BEGIN Supplied material

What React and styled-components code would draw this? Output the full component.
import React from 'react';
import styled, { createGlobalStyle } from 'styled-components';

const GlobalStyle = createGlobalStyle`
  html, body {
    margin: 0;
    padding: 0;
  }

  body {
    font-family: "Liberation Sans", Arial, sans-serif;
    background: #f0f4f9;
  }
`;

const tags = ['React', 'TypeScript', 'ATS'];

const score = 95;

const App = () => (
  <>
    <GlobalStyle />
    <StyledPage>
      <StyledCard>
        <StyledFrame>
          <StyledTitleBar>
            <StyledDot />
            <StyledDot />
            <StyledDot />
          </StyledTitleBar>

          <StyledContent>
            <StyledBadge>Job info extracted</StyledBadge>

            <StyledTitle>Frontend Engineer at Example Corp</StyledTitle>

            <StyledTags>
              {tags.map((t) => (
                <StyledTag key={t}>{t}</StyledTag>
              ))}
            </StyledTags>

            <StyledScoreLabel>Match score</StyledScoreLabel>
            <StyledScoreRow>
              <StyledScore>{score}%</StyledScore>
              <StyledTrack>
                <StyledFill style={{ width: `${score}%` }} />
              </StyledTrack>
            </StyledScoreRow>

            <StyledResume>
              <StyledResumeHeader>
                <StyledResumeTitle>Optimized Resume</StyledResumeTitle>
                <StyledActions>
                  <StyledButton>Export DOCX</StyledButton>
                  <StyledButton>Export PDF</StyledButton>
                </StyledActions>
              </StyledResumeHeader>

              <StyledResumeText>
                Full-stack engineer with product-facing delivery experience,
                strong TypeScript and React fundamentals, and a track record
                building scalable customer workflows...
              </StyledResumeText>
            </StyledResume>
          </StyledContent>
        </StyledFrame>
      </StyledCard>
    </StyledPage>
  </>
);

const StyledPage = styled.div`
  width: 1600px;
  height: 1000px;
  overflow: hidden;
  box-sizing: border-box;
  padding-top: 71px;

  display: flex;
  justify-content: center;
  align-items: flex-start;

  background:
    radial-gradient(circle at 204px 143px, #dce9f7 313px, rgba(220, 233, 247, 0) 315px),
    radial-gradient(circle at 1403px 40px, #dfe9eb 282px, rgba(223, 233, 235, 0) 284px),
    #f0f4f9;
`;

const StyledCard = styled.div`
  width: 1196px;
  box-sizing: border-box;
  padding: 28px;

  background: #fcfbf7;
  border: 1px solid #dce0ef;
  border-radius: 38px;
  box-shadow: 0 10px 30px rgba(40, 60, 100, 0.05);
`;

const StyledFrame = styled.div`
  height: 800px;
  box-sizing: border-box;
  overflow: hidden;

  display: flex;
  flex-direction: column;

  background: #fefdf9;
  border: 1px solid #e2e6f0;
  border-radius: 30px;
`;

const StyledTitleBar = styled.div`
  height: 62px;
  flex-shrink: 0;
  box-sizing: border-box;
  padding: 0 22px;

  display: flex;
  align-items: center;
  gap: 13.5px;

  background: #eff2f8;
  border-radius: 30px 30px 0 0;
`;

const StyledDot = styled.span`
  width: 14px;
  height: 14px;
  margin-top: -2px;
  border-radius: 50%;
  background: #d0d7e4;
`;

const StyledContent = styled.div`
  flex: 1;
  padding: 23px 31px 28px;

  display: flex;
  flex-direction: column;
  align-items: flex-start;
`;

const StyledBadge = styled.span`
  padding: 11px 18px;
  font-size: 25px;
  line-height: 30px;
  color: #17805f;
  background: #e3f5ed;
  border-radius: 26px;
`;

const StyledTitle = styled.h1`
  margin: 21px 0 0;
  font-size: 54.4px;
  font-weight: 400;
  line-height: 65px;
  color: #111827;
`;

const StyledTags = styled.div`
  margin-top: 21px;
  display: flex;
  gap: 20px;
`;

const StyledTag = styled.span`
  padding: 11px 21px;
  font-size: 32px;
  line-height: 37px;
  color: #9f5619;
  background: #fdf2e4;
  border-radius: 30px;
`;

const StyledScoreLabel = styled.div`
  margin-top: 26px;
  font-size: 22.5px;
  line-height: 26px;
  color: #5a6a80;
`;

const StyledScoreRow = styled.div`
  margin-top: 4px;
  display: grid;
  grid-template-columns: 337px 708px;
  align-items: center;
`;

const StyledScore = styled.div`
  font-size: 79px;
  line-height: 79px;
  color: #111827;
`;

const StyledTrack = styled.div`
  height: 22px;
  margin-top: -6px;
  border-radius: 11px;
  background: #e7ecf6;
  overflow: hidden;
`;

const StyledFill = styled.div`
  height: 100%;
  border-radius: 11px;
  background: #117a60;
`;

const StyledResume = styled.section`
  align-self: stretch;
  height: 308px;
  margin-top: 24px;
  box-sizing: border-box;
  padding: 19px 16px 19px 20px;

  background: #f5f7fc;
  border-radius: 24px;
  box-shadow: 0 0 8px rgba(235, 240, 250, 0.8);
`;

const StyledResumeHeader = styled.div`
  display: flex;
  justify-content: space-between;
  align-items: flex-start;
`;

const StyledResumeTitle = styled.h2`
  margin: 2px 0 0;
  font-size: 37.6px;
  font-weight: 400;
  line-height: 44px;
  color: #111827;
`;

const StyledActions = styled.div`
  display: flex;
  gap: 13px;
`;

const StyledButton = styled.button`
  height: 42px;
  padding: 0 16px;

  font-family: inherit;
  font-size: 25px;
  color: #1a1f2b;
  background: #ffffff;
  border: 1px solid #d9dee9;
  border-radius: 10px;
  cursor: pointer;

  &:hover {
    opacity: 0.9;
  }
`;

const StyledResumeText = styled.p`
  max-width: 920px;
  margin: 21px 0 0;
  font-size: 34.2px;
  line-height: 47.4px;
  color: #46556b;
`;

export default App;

END Supplied material

From the listing above, reproduce all the lines exactly.

What React and styled-components code would draw this? Output the full component.
import React from 'react';
import styled, { createGlobalStyle } from 'styled-components';

const GlobalStyle = createGlobalStyle`
  html, body {
    margin: 0;
    padding: 0;
  }

  body {
    font-family: "Liberation Sans", Arial, sans-serif;
    background: #f0f4f9;
  }
`;

const tags = ['React', 'TypeScript', 'ATS'];

const score = 95;

const App = () => (
  <>
    <GlobalStyle />
    <StyledPage>
      <StyledCard>
        <StyledFrame>
          <StyledTitleBar>
            <StyledDot />
            <StyledDot />
            <StyledDot />
          </StyledTitleBar>

          <StyledContent>
            <StyledBadge>Job info extracted</StyledBadge>

            <StyledTitle>Frontend Engineer at Example Corp</StyledTitle>

            <StyledTags>
              {tags.map((t) => (
                <StyledTag key={t}>{t}</StyledTag>
              ))}
            </StyledTags>

            <StyledScoreLabel>Match score</StyledScoreLabel>
            <StyledScoreRow>
              <StyledScore>{score}%</StyledScore>
              <StyledTrack>
                <StyledFill style={{ width: `${score}%` }} />
              </StyledTrack>
            </StyledScoreRow>

            <StyledResume>
              <StyledResumeHeader>
                <StyledResumeTitle>Optimized Resume</StyledResumeTitle>
                <StyledActions>
                  <StyledButton>Export DOCX</StyledButton>
                  <StyledButton>Export PDF</StyledButton>
                </StyledActions>
              </StyledResumeHeader>

              <StyledResumeText>
                Full-stack engineer with product-facing delivery experience,
                strong TypeScript and React fundamentals, and a track record
                building scalable customer workflows...
              </StyledResumeText>
            </StyledResume>
          </StyledContent>
        </StyledFrame>
      </StyledCard>
    </StyledPage>
  </>
);

const StyledPage = styled.div`
  width: 1600px;
  height: 1000px;
  overflow: hidden;
  box-sizing: border-box;
  padding-top: 71px;

  display: flex;
  justify-content: center;
  align-items: flex-start;

  background:
    radial-gradient(circle at 204px 143px, #dce9f7 313px, rgba(220, 233, 247, 0) 315px),
    radial-gradient(circle at 1403px 40px, #dfe9eb 282px, rgba(223, 233, 235, 0) 284px),
    #f0f4f9;
`;

const StyledCard = styled.div`
  width: 1196px;
  box-sizing: border-box;
  padding: 28px;

  background: #fcfbf7;
  border: 1px solid #dce0ef;
  border-radius: 38px;
  box-shadow: 0 10px 30px rgba(40, 60, 100, 0.05);
`;

const StyledFrame = styled.div`
  height: 800px;
  box-sizing: border-box;
  overflow: hidden;

  display: flex;
  flex-direction: column;

  background: #fefdf9;
  border: 1px solid #e2e6f0;
  border-radius: 30px;
`;

const StyledTitleBar = styled.div`
  height: 62px;
  flex-shrink: 0;
  box-sizing: border-box;
  padding: 0 22px;

  display: flex;
  align-items: center;
  gap: 13.5px;

  background: #eff2f8;
  border-radius: 30px 30px 0 0;
`;

const StyledDot = styled.span`
  width: 14px;
  height: 14px;
  margin-top: -2px;
  border-radius: 50%;
  background: #d0d7e4;
`;

const StyledContent = styled.div`
  flex: 1;
  padding: 23px 31px 28px;

  display: flex;
  flex-direction: column;
  align-items: flex-start;
`;

const StyledBadge = styled.span`
  padding: 11px 18px;
  font-size: 25px;
  line-height: 30px;
  color: #17805f;
  background: #e3f5ed;
  border-radius: 26px;
`;

const StyledTitle = styled.h1`
  margin: 21px 0 0;
  font-size: 54.4px;
  font-weight: 400;
  line-height: 65px;
  color: #111827;
`;

const StyledTags = styled.div`
  margin-top: 21px;
  display: flex;
  gap: 20px;
`;

const StyledTag = styled.span`
  padding: 11px 21px;
  font-size: 32px;
  line-height: 37px;
  color: #9f5619;
  background: #fdf2e4;
  border-radius: 30px;
`;

const StyledScoreLabel = styled.div`
  margin-top: 26px;
  font-size: 22.5px;
  line-height: 26px;
  color: #5a6a80;
`;

const StyledScoreRow = styled.div`
  margin-top: 4px;
  display: grid;
  grid-template-columns: 337px 708px;
  align-items: center;
`;

const StyledScore = styled.div`
  font-size: 79px;
  line-height: 79px;
  color: #111827;
`;

const StyledTrack = styled.div`
  height: 22px;
  margin-top: -6px;
  border-radius: 11px;
  background: #e7ecf6;
  overflow: hidden;
`;

const StyledFill = styled.div`
  height: 100%;
  border-radius: 11px;
  background: #117a60;
`;

const StyledResume = styled.section`
  align-self: stretch;
  height: 308px;
  margin-top: 24px;
  box-sizing: border-box;
  padding: 19px 16px 19px 20px;

  background: #f5f7fc;
  border-radius: 24px;
  box-shadow: 0 0 8px rgba(235, 240, 250, 0.8);
`;

const StyledResumeHeader = styled.div`
  display: flex;
  justify-content: space-between;
  align-items: flex-start;
`;

const StyledResumeTitle = styled.h2`
  margin: 2px 0 0;
  font-size: 37.6px;
  font-weight: 400;
  line-height: 44px;
  color: #111827;
`;

const StyledActions = styled.div`
  display: flex;
  gap: 13px;
`;

const StyledButton = styled.button`
  height: 42px;
  padding: 0 16px;

  font-family: inherit;
  font-size: 25px;
  color: #1a1f2b;
  background: #ffffff;
  border: 1px solid #d9dee9;
  border-radius: 10px;
  cursor: pointer;

  &:hover {
    opacity: 0.9;
  }
`;

const StyledResumeText = styled.p`
  max-width: 920px;
  margin: 21px 0 0;
  font-size: 34.2px;
  line-height: 47.4px;
  color: #46556b;
`;

export default App;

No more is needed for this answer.